Adapun insentif berikutnya berupa kelonggaran pelunasan pembayaran pajak hingga April tahun depan. "Kedua insentif ini bertujuan melindungi cash flow perusahaan agar lebih kondusif," Mahendra menjelaskan. Pemerintah berharap, dengan insentif ini, pengusaha tidak akan melakukan PHK di tengah kondisi pelemahan perekonomian dan tingginya ongkos produksi.(DIGESTEX)
Potensi Pasar Tekstil
Pada semester pertama tahun ini ekspor produk tekstil hanya mampu tumbuh tipis 2 persen. Untuk memperbaiki itu, pada semester kedua ini pemerintah dan pengusaha berusaha menggenjot ekspor ke negara-negara potensial. Ketua Umum Asosiasi Pertekstilan Indonesia (API) Ade Sudrajat mengatakan, di tengah kondisi yang sulit, pertumbuhan sekitar 2 persen sebenarnya sudah cukup baik. "Tapi kami bakal terus memperbaiki kinerja ekspor mengingat lesunya pasar domestik," katanya baru – baru ini.

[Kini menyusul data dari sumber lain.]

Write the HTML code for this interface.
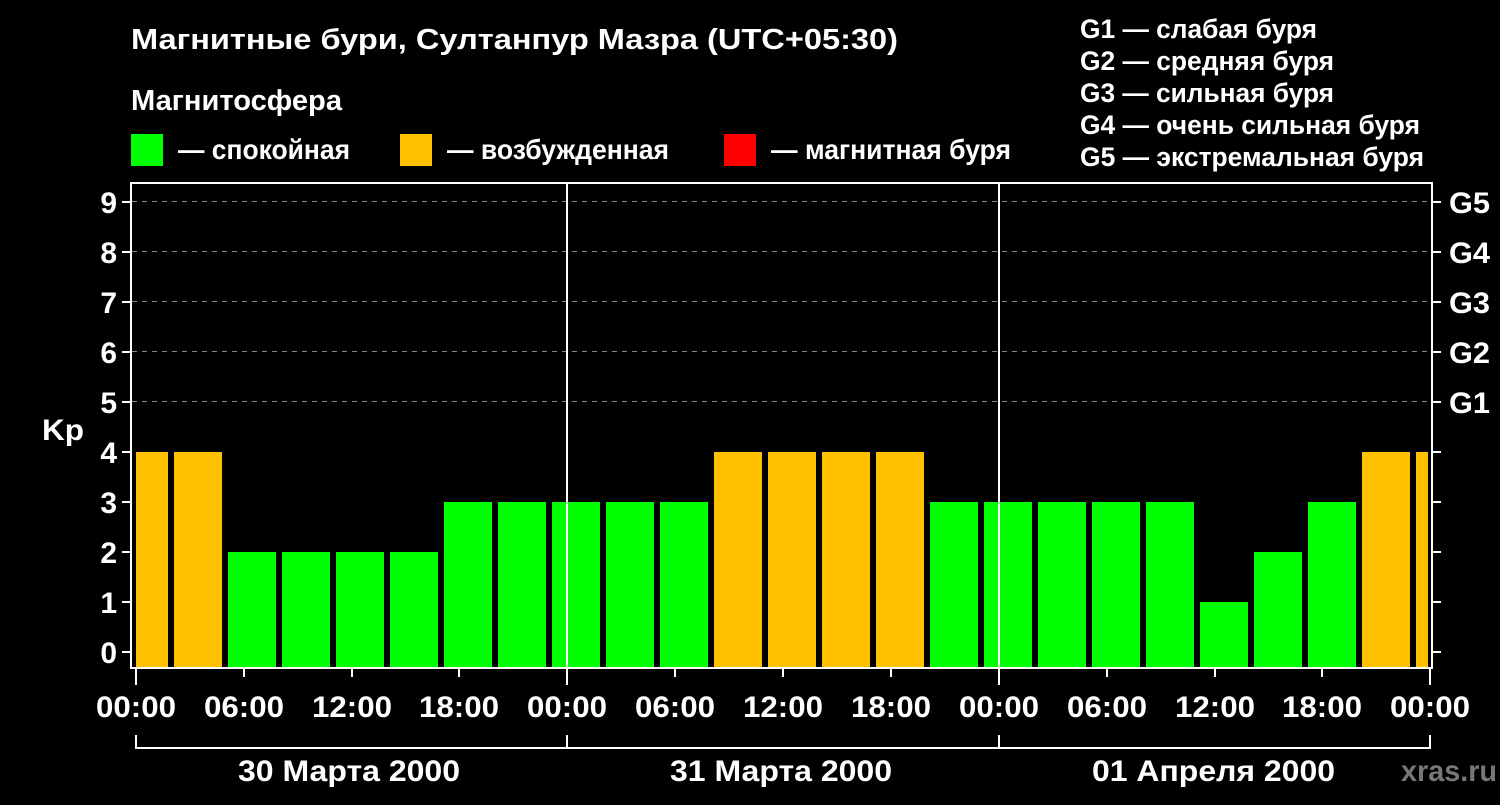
<!DOCTYPE html>
<html><head><meta charset="utf-8"><style>
body{margin:0;background:#000;width:1500px;height:800px;overflow:hidden}
text{font-family:"Liberation Sans",sans-serif;font-weight:bold;fill:#fff}
</style></head><body>
<svg width="1500" height="800" xmlns="http://www.w3.org/2000/svg">
<rect width="1500" height="800" fill="#000"/>
<text x="131" y="49" font-size="29" textLength="767" lengthAdjust="spacingAndGlyphs">Магнитные бури, Султанпур Мазра (UTC+05:30)</text>
<text x="131" y="110" font-size="29" textLength="211" lengthAdjust="spacingAndGlyphs">Магнитосфера</text>
<rect x="131" y="134" width="32" height="32" fill="#00ff00"/>
<text x="178" y="159" font-size="28" textLength="172" lengthAdjust="spacingAndGlyphs">— спокойная</text>
<rect x="400" y="134" width="32" height="32" fill="#ffc000"/>
<text x="447" y="159" font-size="28" textLength="222" lengthAdjust="spacingAndGlyphs">— возбужденная</text>
<rect x="724" y="134" width="32" height="32" fill="#ff0000"/>
<text x="771" y="159" font-size="28" textLength="240" lengthAdjust="spacingAndGlyphs">— магнитная буря</text>
<g font-size="27">
<text x="1080" y="38" textLength="237" lengthAdjust="spacingAndGlyphs">G1 — слабая буря</text>
<text x="1080" y="70" textLength="254" lengthAdjust="spacingAndGlyphs">G2 — средняя буря</text>
<text x="1080" y="102" textLength="254" lengthAdjust="spacingAndGlyphs">G3 — сильная буря</text>
<text x="1080" y="134" textLength="340" lengthAdjust="spacingAndGlyphs">G4 — очень сильная буря</text>
<text x="1080" y="166" textLength="344" lengthAdjust="spacingAndGlyphs">G5 — экстремальная буря</text>
</g>
<g stroke="#888" stroke-width="1" stroke-dasharray="5,5">
<line x1="132" x2="1432" y1="201.5" y2="201.5"/><line x1="132" x2="1432" y1="251.5" y2="251.5"/>
<line x1="132" x2="1432" y1="301.5" y2="301.5"/><line x1="132" x2="1432" y1="351.5" y2="351.5"/>
<line x1="132" x2="1432" y1="401.5" y2="401.5"/>
</g>
<g fill="#ffc000">
<rect x="136" y="452" width="32" height="216"/><rect x="174" y="452" width="48" height="216"/>
<rect x="714" y="452" width="48" height="216"/><rect x="768" y="452" width="48" height="216"/>
<rect x="822" y="452" width="48" height="216"/><rect x="876" y="452" width="48" height="216"/>
<rect x="1362" y="452" width="48" height="216"/><rect x="1416" y="452" width="12" height="216"/>
</g>
<g fill="#00ff00">
<rect x="228" y="552" width="48" height="116"/><rect x="282" y="552" width="48" height="116"/>
<rect x="336" y="552" width="48" height="116"/><rect x="390" y="552" width="48" height="116"/>
<rect x="444" y="502" width="48" height="166"/><rect x="498" y="502" width="48" height="166"/>
<rect x="552" y="502" width="48" height="166"/><rect x="606" y="502" width="48" height="166"/>
<rect x="660" y="502" width="48" height="166"/>
<rect x="930" y="502" width="48" height="166"/><rect x="984" y="502" width="48" height="166"/>
<rect x="1038" y="502" width="48" height="166"/><rect x="1092" y="502" width="48" height="166"/>
<rect x="1146" y="502" width="48" height="166"/>
<rect x="1200" y="602" width="48" height="66"/><rect x="1254" y="552" width="48" height="116"/>
<rect x="1308" y="502" width="48" height="166"/>
</g>
<g stroke="#fff" stroke-width="2" fill="none">
<line x1="567" x2="567" y1="183" y2="668"/><line x1="999" x2="999" y1="183" y2="668"/>
<rect x="131" y="183" width="1301" height="485"/>
<path d="M122 202H131M122 252H131M122 302H131M122 352H131M122 402H131M122 452H131M122 502H131M122 552H131M122 602H131M122 652H131"/>
<path d="M1432 202H1441M1432 252H1441M1432 302H1441M1432 352H1441M1432 402H1441M1432 452H1441M1432 502H1441M1432 552H1441M1432 602H1441M1432 652H1441"/>
<path d="M136 668V685M567 668V685M999 668V685M1430 668V685M244 668V677M352 668V677M459 668V677M675 668V677M783 668V677M891 668V677M1107 668V677M1215 668V677M1322 668V677"/>
<path d="M136 735V748H1430V735M567 735V748M999 735V748"/>
</g>
<g font-size="30" text-anchor="end">
<text x="117" y="213">9</text><text x="117" y="263">8</text><text x="117" y="313">7</text>
<text x="117" y="363">6</text><text x="117" y="413">5</text><text x="117" y="463">4</text>
<text x="117" y="513">3</text><text x="117" y="563">2</text><text x="117" y="613">1</text><text x="117" y="663">0</text>
</g>
<text x="42" y="440" font-size="30" textLength="42" lengthAdjust="spacingAndGlyphs">Kp</text>
<g font-size="30">
<text x="1449" y="213" textLength="41" lengthAdjust="spacingAndGlyphs">G5</text><text x="1449" y="263" textLength="41" lengthAdjust="spacingAndGlyphs">G4</text><text x="1449" y="313" textLength="41" lengthAdjust="spacingAndGlyphs">G3</text>
<text x="1449" y="363" textLength="41" lengthAdjust="spacingAndGlyphs">G2</text><text x="1449" y="413" textLength="41" lengthAdjust="spacingAndGlyphs">G1</text>
</g>
<g font-size="30">
<text x="96" y="717" textLength="80" lengthAdjust="spacingAndGlyphs">00:00</text>
<text x="204" y="717" textLength="80" lengthAdjust="spacingAndGlyphs">06:00</text>
<text x="312" y="717" textLength="80" lengthAdjust="spacingAndGlyphs">12:00</text>
<text x="419" y="717" textLength="80" lengthAdjust="spacingAndGlyphs">18:00</text>
<text x="527" y="717" textLength="80" lengthAdjust="spacingAndGlyphs">00:00</text>
<text x="635" y="717" textLength="80" lengthAdjust="spacingAndGlyphs">06:00</text>
<text x="743" y="717" textLength="80" lengthAdjust="spacingAndGlyphs">12:00</text>
<text x="851" y="717" textLength="80" lengthAdjust="spacingAndGlyphs">18:00</text>
<text x="959" y="717" textLength="80" lengthAdjust="spacingAndGlyphs">00:00</text>
<text x="1067" y="717" textLength="80" lengthAdjust="spacingAndGlyphs">06:00</text>
<text x="1175" y="717" textLength="80" lengthAdjust="spacingAndGlyphs">12:00</text>
<text x="1282" y="717" textLength="80" lengthAdjust="spacingAndGlyphs">18:00</text>
<text x="1390" y="717" textLength="80" lengthAdjust="spacingAndGlyphs">00:00</text>
<text x="238" y="781" textLength="222" lengthAdjust="spacingAndGlyphs">30 Марта 2000</text>
<text x="670" y="781" textLength="222" lengthAdjust="spacingAndGlyphs">31 Марта 2000</text>
<text x="1092" y="781" textLength="243" lengthAdjust="spacingAndGlyphs">01 Апреля 2000</text>
<text x="1401" y="781" textLength="96" lengthAdjust="spacingAndGlyphs" style="fill:#777">xras.ru</text>
</g>
</svg>
</body></html>
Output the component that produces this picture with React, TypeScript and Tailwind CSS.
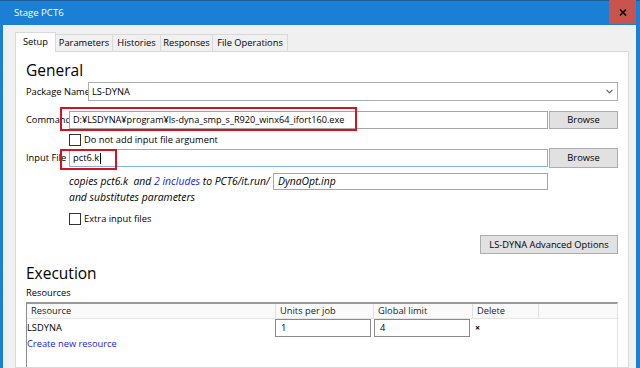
import React from 'react';

const Checkbox: React.FC = () => (
  <span className="w-[12px] h-[12px] shrink-0 border border-[#333333] bg-white" />
);

const Button: React.FC<{ label: string; className?: string }> = ({ label, className = '' }) => (
  <div className={`flex items-center justify-center bg-[#e1e1e1] border border-[#adadad] ${className}`}>
    {label}
  </div>
);

const tabs = [
  { name: 'Parameters', w: 'w-[57px]' },
  { name: 'Histories', w: 'w-[48px]' },
  { name: 'Responses', w: 'w-[52px]' },
  { name: 'File Operations', w: 'w-[75px]' },
];

export default function App() {
  return (
    <div className="w-[640px] h-[368px] overflow-hidden bg-[#1b7fd5] flex flex-col font-['Open_Sans','Noto_Sans',sans-serif] text-[9.3px] text-black">
      {/* title bar */}
      <div className="h-[25px] shrink-0 flex items-stretch border-t border-[#1a5f9c]">
        <span className="pl-[14px] self-center text-white text-[9.6px]">Stage PCT6</span>
        <div className="ml-auto mr-[4px] w-[27px] h-[24px] -mt-px bg-[#c9534d] flex items-center justify-center">
          <svg width="8" height="7" viewBox="0 0 8 7">
            <path d="M1 0.5 L7 6.5 M7 0.5 L1 6.5" stroke="#000" strokeWidth="1.7" />
          </svg>
        </div>
      </div>

      {/* window body */}
      <div className="flex-1 ml-[3px] mr-[4px] bg-[#f0f0f0] pl-[12px] pr-[7px] pt-[7px] flex flex-col">
        {/* tabs */}
        <div className="flex items-end">
          <div className="relative z-10 w-[41px] h-[20px] -mb-px bg-white border-x border-t border-[#d9d9d9] flex items-center justify-center pb-[1px]">
            Setup
          </div>
          {tabs.map((t) => (
            <div
              key={t.name}
              className={`${t.w} h-[17px] bg-[#f0f0f0] border-t border-r border-[#d9d9d9] flex items-center justify-center whitespace-nowrap`}
            >
              {t.name}
            </div>
          ))}
        </div>

        {/* tab panel */}
        <div className="relative flex-1 bg-white border border-[#d9d9d9] px-[10px] flex flex-col">
          <div className="mt-[8px] h-[21px] leading-[21px] text-[15.5px]">General</div>

          <div className="mt-[1px] h-[19px] flex items-center">
            <span className="w-[62px] whitespace-nowrap">Package Name</span>
            <div className="flex-1 h-[19px] border border-[#acacac] bg-white flex items-center pl-[3px] pr-[4px]">
              <span className="flex-1">LS-DYNA</span>
              <svg width="7" height="5" viewBox="0 0 7 5">
                <path d="M0.5 0.8 L3.5 3.8 L6.5 0.8" stroke="#555" strokeWidth="1.1" fill="none" />
              </svg>
            </div>
          </div>

          <div className="relative mt-[10px] h-[18px] flex items-center">
            <span className="w-[43px] whitespace-nowrap">Command</span>
            <div className="flex-1 h-[18px] border border-[#a5a5a5] bg-white flex items-center pl-[3px] whitespace-nowrap overflow-hidden text-[9.15px]">
              D:¥LSDYNA¥program¥ls-dyna_smp_s_R920_winx64_ifort160.exe
            </div>
            <Button label="Browse" className="ml-px w-[69px] h-[18px]" />
            <div className="absolute left-[34px] top-[-4px] w-[297px] h-[24px] border-2 border-[#d6121e]" />
          </div>

          <div className="mt-[5px] h-[12px] pl-[43px] flex items-center gap-[3px]">
            <Checkbox />
            <span>Do not add input file argument</span>
          </div>

          <div className="relative mt-[2px] h-[20px] flex items-center">
            <span className="w-[43px] whitespace-nowrap">Input File</span>
            <div className="flex-1 h-[18px] border border-[#7fb3e6] bg-white flex items-center pl-[3px]">
              pct6.k<span className="w-px h-[11px] bg-black ml-[1px]" />
            </div>
            <Button label="Browse" className="ml-px w-[69px] h-[20px]" />
            <div className="absolute left-[34px] top-[1px] w-[57px] h-[21px] border-2 border-[#d6121e]" />
          </div>

          <div className="mt-[5px] h-[17px] pl-[43px] pr-[70px] flex items-center italic text-[10.4px]">
            <span className="flex-1 whitespace-pre">
              copies pct6.k  and <span className="text-[#1a1ae0]">2 includes</span> to PCT6/it.run/
            </span>
            <div className="w-[275px] h-[17px] border border-[#a5a5a5] bg-white flex items-center pl-[4px]">
              DynaOpt.inp
            </div>
          </div>
          <div className="mt-[1px] h-[13px] leading-[13px] pl-[43px] italic text-[10.4px]">and substitutes parameters</div>

          <div className="mt-[9px] h-[12px] pl-[43px] flex items-center gap-[3px]">
            <Checkbox />
            <span>Extra input files</span>
          </div>

          <Button label="LS-DYNA Advanced Options" className="mt-[10px] self-end w-[138px] h-[19px]" />

          <div className="mt-[9px] h-[21px] leading-[21px] text-[15.5px]">Execution</div>
          <div className="mt-[2px] h-[13px] leading-[13px]">Resources</div>

          {/* resources table */}
          <div className="mt-[3px] flex-1 bg-white border-l border-l-[#8c8c8c] border-t-2 border-t-[#9a9a9a] border-r border-r-[#e3e3e3] flex flex-col">
            <div className="h-[15px] flex bg-[#fafafa] border-b border-[#e6e6e6] text-[#222]">
              <div className="w-[248px] pl-[4px] flex items-center">Resource</div>
              <div className="w-[98px] pl-[4px] flex items-center border-l border-[#e0e0e0]">Units per job</div>
              <div className="w-[99px] pl-[4px] flex items-center border-l border-[#e0e0e0]">Global limit</div>
              <div className="w-[66px] pl-[4px] flex items-center border-l border-[#e0e0e0]">Delete</div>
              <div className="flex-1 border-l border-[#e0e0e0]" />
            </div>
            <div className="h-[18px] flex items-center">
              <span className="w-[248px]">LSDYNA</span>
              <div className="w-[96px] h-[18px] border border-[#8a8a8a] flex items-center pl-[5px]">1</div>
              <div className="ml-[3px] w-[96px] h-[18px] border border-[#8a8a8a] flex items-center pl-[5px]">4</div>
              <span className="ml-[5px] text-[9px] font-bold">×</span>
            </div>
            <div className="h-[13px] leading-[13px] text-[#1a1ae0]">Create new resource</div>
          </div>
        </div>
      </div>
    </div>
  );
}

Lesunya pasar domestik tersebut disebabkan kenaikan kebutuhan dasar masyarakat seperti pangan, listrik, dan pendidikan. Itu membuat alokasi anggaran belanja produk tekstil berkurang. Ade mengatakan, saat ini terdapat kondisi yang bisa menguntungkan pasar ekspor tekstil Indonesia. Salah satu negara produsen tekstil terbesar, yaitu Bangladesh, mengalami penurunan produksi. Sehingga pasar Amerika dan Eropa mulai mengalihkan permintaannya ke Indonesia. Menurut Ade, itu merupakan kesempatan yang harus dimanfaatkan oleh produsen tekstil. Ade yakin hingga akhir tahun ini ekspor tekstil bisa mencapai USD 13 miliar.
Sepanjang semester pertama tahun ini ekspor produk tekstil mencapai USD 6,5 miliar atau naik 2 persen jika dibandingkan masa yang sama tahun lalu USD 6,35 miliar. Petumbuhan yang sangat tipis itu disebabkan sejumlah faktor. Terutama, kondisi perekonomian dunia yang belum stabil sehingga permintaan masih rendah. Beban produksi juga bertambah karena dipengaruhi sejumlah regulasi pemerintah.
Atase Perdagangan Indonesia di Washington D.C Ni Made Marthini mengatakan, pasar produk tekstil di Amerika Serikat (AS) cukup besar. Tahun lalu ekpor tekstil Indonesia ke AS mencapai USD 5,1 miliar atau sekitar 45 persen dari total ekspor. "Jika melihat pasar tekstil di AS, tentu nilai itu sangat berpotensi ditingkatkan," jelasnya. Beberapa produk tekstil yang diminati di AS antara lain tas dan dompet kulit, sweater, aksesoris, kain tenun, hingga batik. Untuk membantu menggenjor ekspor, pihaknya memfasilitasi produsen tekstil Indonesia untuk memasarkan produknya melalui pameran. Misalkan saja pameran Sourcing@Magic di Las Vegas pada 18-21 Agustus kemarin.
Pada pameran itu pihaknya bekerjasama dengan Indonesian Trade promotion Center (ITPC) Los Angeles dan Chicago, dengan mendatangkan delapan perusahaan tekstil dan aksesoris dari Indonesia. Perusahaan itu yakni PT. Jaba Garmindo, PT Hakatex, PT Ind-Konnect Pearl of Silk, PT Leginayba, PT Kalyana Indonesia, Laga Designs International, PT Baguda Wear dan PT Excellence Qualities Yarn. "Kami mempertemukan perusahaan itu dengan buyers di AS. Sehingga disana bisa terjadi transaksi atau kerjasama," ucapnya.